20. InnoDB vs MyISAM?
Exam Focus: Storage engine selection
InnoDB supports transactions, row locks, foreign keys, MVCC, crash recovery; MyISAM doesn't support transactions or row locks, only table locks, but SELECT performance can be better in some scenarios, and COUNT(*) doesn't require scanning. Nowadays InnoDB is almost universally used — MySQL 5.5+ defaults to InnoDB. The only scenario still using MyISAM might be read-only configuration tables.
Key Takeaways
For MySQL interview prep, my advice: first understand the overall architecture (how a SQL statement executes), then dive into each module (indexing, transactions, logs), and finally connect everything together. Just memorizing answers isn't enough — interviewers will keep pressing. Only by truly understanding the principles can you handle their questions. I recommend combining source code reading with hands-on practice, like using EXPLAIN to analyze various SQL execution plans and manually creating deadlock scenarios to observe behavior. These practical experiences are especially impressive in interviews.
FAQ
Q: Do I need to read MySQL source code for interviews?

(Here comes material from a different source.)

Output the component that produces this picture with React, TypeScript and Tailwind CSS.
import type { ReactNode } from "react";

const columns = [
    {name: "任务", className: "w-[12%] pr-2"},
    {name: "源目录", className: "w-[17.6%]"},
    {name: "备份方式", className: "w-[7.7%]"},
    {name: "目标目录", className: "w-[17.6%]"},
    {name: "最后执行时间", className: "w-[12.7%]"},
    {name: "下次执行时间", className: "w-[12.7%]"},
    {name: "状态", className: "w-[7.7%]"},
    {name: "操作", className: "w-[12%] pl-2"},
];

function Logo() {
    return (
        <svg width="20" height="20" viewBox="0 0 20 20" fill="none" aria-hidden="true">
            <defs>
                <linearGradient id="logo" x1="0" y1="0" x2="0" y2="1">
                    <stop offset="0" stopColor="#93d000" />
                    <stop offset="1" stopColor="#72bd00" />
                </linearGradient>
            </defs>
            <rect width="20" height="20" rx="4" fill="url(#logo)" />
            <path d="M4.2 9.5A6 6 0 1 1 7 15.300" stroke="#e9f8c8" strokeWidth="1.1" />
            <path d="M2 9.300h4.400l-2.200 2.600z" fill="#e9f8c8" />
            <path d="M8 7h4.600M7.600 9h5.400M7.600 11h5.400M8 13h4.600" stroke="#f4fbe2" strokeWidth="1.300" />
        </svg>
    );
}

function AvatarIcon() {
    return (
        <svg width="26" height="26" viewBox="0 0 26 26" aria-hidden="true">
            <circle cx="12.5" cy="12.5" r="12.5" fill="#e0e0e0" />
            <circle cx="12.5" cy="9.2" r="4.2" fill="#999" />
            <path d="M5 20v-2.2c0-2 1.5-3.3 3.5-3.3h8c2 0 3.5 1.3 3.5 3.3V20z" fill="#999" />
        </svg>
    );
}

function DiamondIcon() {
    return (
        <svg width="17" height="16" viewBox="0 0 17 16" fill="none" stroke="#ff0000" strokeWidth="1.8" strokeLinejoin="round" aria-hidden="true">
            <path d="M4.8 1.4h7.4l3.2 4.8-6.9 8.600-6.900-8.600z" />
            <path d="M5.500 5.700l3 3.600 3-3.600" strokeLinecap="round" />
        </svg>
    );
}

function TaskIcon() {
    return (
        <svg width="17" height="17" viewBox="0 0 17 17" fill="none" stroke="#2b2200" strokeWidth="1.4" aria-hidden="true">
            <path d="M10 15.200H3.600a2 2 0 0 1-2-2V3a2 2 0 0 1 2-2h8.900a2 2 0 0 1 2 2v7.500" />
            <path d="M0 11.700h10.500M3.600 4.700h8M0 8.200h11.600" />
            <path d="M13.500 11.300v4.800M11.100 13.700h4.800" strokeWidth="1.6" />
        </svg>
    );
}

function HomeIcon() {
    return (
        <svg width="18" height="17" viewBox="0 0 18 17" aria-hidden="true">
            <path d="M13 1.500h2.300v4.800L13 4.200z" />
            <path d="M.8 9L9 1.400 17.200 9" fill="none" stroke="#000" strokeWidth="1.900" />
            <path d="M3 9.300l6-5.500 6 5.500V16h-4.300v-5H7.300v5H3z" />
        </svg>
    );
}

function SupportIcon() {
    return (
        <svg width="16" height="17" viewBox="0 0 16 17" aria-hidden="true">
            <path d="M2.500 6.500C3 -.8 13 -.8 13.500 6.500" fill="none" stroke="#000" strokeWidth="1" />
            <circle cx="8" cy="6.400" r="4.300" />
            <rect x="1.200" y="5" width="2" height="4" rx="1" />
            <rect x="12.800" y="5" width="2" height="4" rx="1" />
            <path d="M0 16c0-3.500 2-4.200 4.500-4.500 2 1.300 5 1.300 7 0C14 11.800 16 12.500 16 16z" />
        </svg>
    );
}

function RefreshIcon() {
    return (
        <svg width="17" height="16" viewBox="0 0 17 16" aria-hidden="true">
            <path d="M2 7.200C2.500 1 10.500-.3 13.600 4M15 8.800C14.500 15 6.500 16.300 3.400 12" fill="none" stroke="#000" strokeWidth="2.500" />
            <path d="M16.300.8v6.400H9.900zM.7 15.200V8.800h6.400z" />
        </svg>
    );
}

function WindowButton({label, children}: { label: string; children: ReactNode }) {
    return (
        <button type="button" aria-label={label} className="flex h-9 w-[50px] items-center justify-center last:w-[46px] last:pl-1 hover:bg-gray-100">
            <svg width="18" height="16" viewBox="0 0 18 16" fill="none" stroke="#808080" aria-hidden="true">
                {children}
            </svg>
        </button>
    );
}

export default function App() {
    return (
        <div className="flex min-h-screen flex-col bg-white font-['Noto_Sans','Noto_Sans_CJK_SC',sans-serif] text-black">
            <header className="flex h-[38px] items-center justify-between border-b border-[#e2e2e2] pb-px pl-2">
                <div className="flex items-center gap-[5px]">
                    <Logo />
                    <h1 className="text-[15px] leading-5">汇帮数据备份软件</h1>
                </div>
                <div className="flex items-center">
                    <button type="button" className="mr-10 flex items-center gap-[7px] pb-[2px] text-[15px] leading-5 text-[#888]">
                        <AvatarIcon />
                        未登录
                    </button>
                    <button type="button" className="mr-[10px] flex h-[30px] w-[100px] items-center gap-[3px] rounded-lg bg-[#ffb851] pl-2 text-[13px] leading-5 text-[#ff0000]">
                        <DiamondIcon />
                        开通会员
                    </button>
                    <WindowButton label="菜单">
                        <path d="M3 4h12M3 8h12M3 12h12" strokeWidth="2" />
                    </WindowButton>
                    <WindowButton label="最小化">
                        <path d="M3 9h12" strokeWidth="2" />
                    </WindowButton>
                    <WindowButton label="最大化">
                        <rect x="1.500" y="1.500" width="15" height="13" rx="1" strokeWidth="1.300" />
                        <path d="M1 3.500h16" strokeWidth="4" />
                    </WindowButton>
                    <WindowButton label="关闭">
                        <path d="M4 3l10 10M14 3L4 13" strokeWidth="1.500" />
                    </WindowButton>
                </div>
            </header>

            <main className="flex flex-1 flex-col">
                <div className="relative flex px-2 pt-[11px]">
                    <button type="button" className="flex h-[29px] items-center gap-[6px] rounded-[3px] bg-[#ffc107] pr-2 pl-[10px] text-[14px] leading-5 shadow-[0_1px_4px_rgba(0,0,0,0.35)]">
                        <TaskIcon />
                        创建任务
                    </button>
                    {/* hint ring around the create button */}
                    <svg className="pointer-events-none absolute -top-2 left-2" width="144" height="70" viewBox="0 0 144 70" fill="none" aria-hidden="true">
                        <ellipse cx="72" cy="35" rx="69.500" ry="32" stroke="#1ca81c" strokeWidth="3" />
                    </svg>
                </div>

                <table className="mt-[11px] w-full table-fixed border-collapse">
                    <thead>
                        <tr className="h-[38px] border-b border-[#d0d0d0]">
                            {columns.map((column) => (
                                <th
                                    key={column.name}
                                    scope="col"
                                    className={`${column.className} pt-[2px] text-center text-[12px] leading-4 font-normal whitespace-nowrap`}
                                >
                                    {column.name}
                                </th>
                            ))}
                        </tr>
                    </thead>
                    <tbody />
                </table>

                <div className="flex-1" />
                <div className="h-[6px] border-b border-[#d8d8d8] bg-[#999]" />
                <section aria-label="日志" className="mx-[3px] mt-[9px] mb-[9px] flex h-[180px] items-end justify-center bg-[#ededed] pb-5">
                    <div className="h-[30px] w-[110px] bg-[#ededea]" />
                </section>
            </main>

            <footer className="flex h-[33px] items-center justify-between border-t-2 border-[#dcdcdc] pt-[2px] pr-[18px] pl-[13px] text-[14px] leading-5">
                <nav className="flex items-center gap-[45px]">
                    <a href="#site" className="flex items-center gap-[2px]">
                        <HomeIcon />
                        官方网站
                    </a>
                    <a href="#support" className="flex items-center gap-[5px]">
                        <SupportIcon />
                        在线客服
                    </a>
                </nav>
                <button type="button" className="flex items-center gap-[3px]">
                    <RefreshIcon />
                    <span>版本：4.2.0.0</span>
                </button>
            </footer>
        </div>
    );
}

Generally no, but understanding source implementations of key data structures (like Buffer Pool, B+ tree node structure) is a big plus.
Q: Any quick way to get started with index optimization?
First learn to read EXPLAIN output, understand type and Extra fields, then optimize slow queries one by one from the slow query log.
Q: How to prepare for transaction isolation level questions?
Focus on understanding MVCC implementation under RR level and how gap locks prevent phantom reads — this is the most frequently asked follow-up question.